The kerb was much higher and the drive massive concrete - probably impossible for a low modern car and really quite a problem for me on my bikes. The great expanse of tarmac today was then a lawn edged by tangerine roses from Harry Wheatcroft's - at 14, my responsibility, as was the old field hedge at the front of the property. My mother owned the triangular patch at the end and grew snapdragons and hollyhocks. The mordant palms don't help today's look.

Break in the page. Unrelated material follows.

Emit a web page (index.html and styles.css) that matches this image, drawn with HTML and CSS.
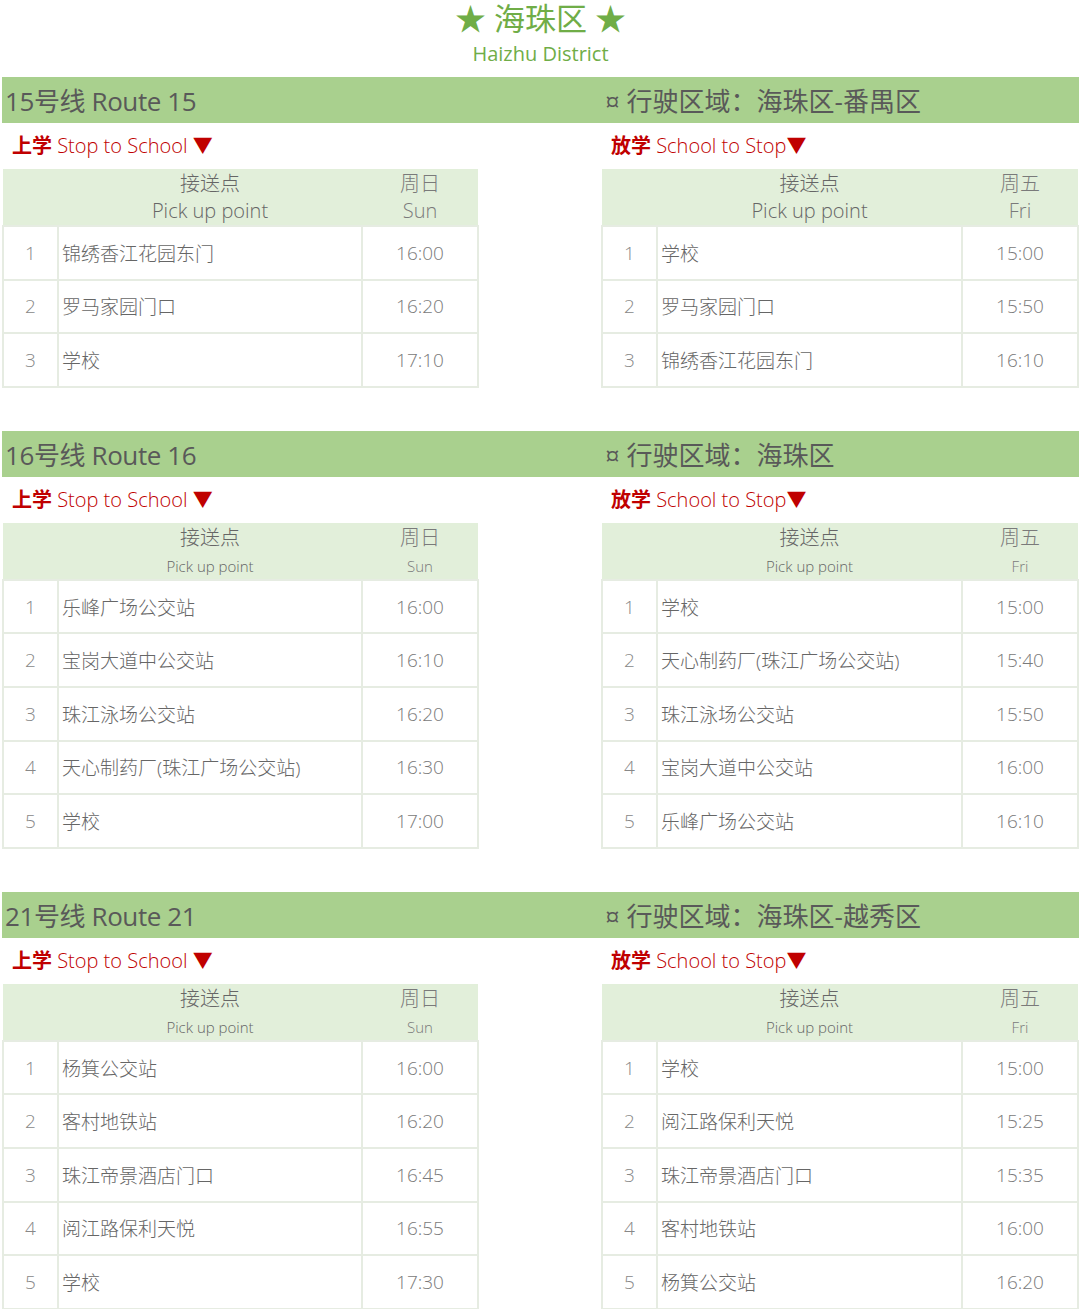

The back garden was a nightmare. Rocks, stones, and gooseberry bushes. It's on the fringe of a glacial moraine. We did them in geography that year: "Please, sir, I know what a moraine is. I've dug one up." Behind the house was an unfenced field - now a small estate of houses. We left the garden for months, mainly because we were decorating inside, then had one massive gooseberry harvest and ripped out the plants. One day in autumn half-term I decided to have a go, and spent dawn to dusk heaving rocks, stones and bricks over the back fence. The next day I pegged some thin boards left by the builders into a sinuous curve and started shovelling. By the end of the day I had two flat sections of ground, riddled and raked for grass seed.

As was our habit at the time, my mother and I went shopping in Derby that Saturday. She was a friend of the legendary "Mad Harry" who sold crockery on Cockpit Hill - sadly all now swept away in the name of "efficiency". We went into Woolworths, picked up some grass seed, looked at other things and walked out - my mother suddenly realising she hadn't paid for the grass seed and spinning round to find a store detective right behind. So the lawn was sown in October.

The inside was quite modern. The lounge was the centrepiece - with a "picture window", possibly the biggest window anyone around had seen at the time but quite modest by today's standards. Single glazed, too. The fireplace was the main feature - a long piece of teak with concealed lighting above shining down two wooden panels either side of the chimney breast. First challenge - find out where in hell the electrician had got the orange-tinted filament lamps from.

But with the gas fire on low, the main light off and the backlights on, it was a wonderful place to take a girlfriend and many a happy hour was spent on that couch.